In California, a Federal Court Judge denied the defendent’s — Madonna’s — Motion for Summary Judgment that she is the “senior trademark user” of the “Material Girl” mark. This now clears the path for a lawsuit by the plaintiff, clothing company L.A. Triumph, which has sold a “Material Girl clothing line since 1997.
Madonna and her company MG ICON, LLC claim that she was the first to create, use, and popularize the mark through her 1985 song, “Material Girl,” its accompanying video, and sales of clothing through her worldwide tours over the years since.

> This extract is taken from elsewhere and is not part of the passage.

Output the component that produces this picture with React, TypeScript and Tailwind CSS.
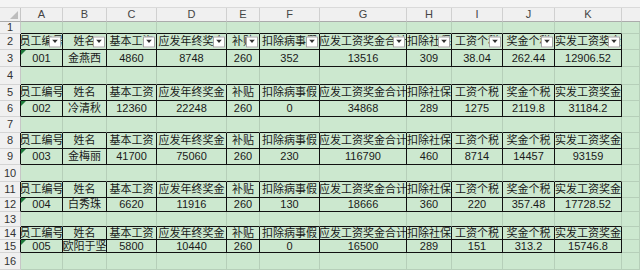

At the heart of the case is the issue of what defines seniority in legal use of a mark. Madonna claims that based on her music and the accompanying clothing sales beginning in 1985, that she was the first to hold the rights to use the mark. However, the plaintiff contends that Madonna’s use was merely merchandising to promote her music, not use in an established clothing line in retail locations across the country as L.A. Triumph’s brand is. The judge agreed. Performing a song does not in itself earn rights to use a related trademark without establishing the trademark’s use in commerce. Since Madonna could only evidence clothing sales baring the mark from 2001 to 2005, that use did not precede L.A. Triumph’s use of the mark since they launched their line in 1997.
Additionally, the court addressed the issue of the likelihood of confusion of the two brands. Defendants suggested that there would be no confusion between the two brands because Madonna’s brand was distributed through a higher-end retailer, Macy’s, while Plaintiff’s brand is generally found in discount retailers. However, Plaintiff showed evidence that Macy’s clothes are also sold in discount retailers, therefore their appearance could create confusion for consumers. The judge felt there are several issues of material fact that should be decided before a jury rather than by summary judgment.
This case could also present an interesting challenge to what constitutes use of a trademark in commerce. Is printing and selling merchandise baring the mark to promote its use and brand different than starting a fashion label baring the mark that also seeks to promote brand identity? If artists create the recognition of a particular word or phrase and it becomes synonymous with their persona in the media, does that recognition deserve ip rights and protections? Did the plaintiff’s line garner more sales as a result of Madonna’s popularity and use of the mark a decade prior and throughout her 25-year career? Expect similar questions to be answered in the trial scheduled for October of this year. It could have an interesting impact on trademark case law.